Great stuff, but Tesla says the Model S can make the same run in less than 2 seconds. Although we’ve found that Tesla tends to quote optimistic acceleration times, Edmunds’ most recently tested 2020 Model S Performance sprinted to 60 mph in less than 3 seconds. Buyers looking for the ultimate electric luxury sedan from a performance standpoint might have to wait until the rumored AMG version of the EQS launches. We hear Mercedes is targeting more than 600 horsepower, which it will need to break that 3-second barrier.
What about driving range per charge?
Sadly, an apples-to-apples range comparison between the EQS and Model S won’t happen for a little while. The current Model S Performance (the only 2021 Model S to be rated by the EPA as of this writing) delivers up to 387 miles of driving range per EPA estimates, while Tesla says the Long Range version, due later this year, will offer 412 miles of range. The biggest news is the Plaid+ version, for which Tesla projects north of 520 miles of range when it is released in mid-2022.
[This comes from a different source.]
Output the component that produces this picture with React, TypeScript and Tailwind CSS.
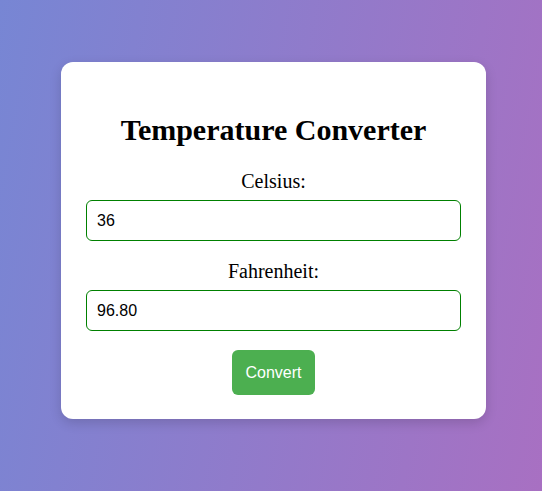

As for the 2022 Mercedes-Benz EQS, it hasn’t been rated by the EPA yet, though it does carry a range estimate of up to 478 miles per the European WLTP testing standard. Historically, WLTP ratings have been considerably more optimistic than EPA ratings, though some of Edmunds’ own real-world range results have ended up closer to WLTP estimates than to those published by the EPA. In short, there’s no clear answer on EQS range at this juncture, but we look forward to testing the EQS on our driving loop as soon as Mercedes can make one available.
It took nearly a decade, but Mercedes-Benz is finally entering the executive EV sedan market. The upcoming EQS is seemingly loaded with more luxury and tech features than any vehicle this side of a Rolls-Royce. It could end up being the truest vision yet of a luxury electric car. Just press pause on that plan to challenge a Model S at the drag strip.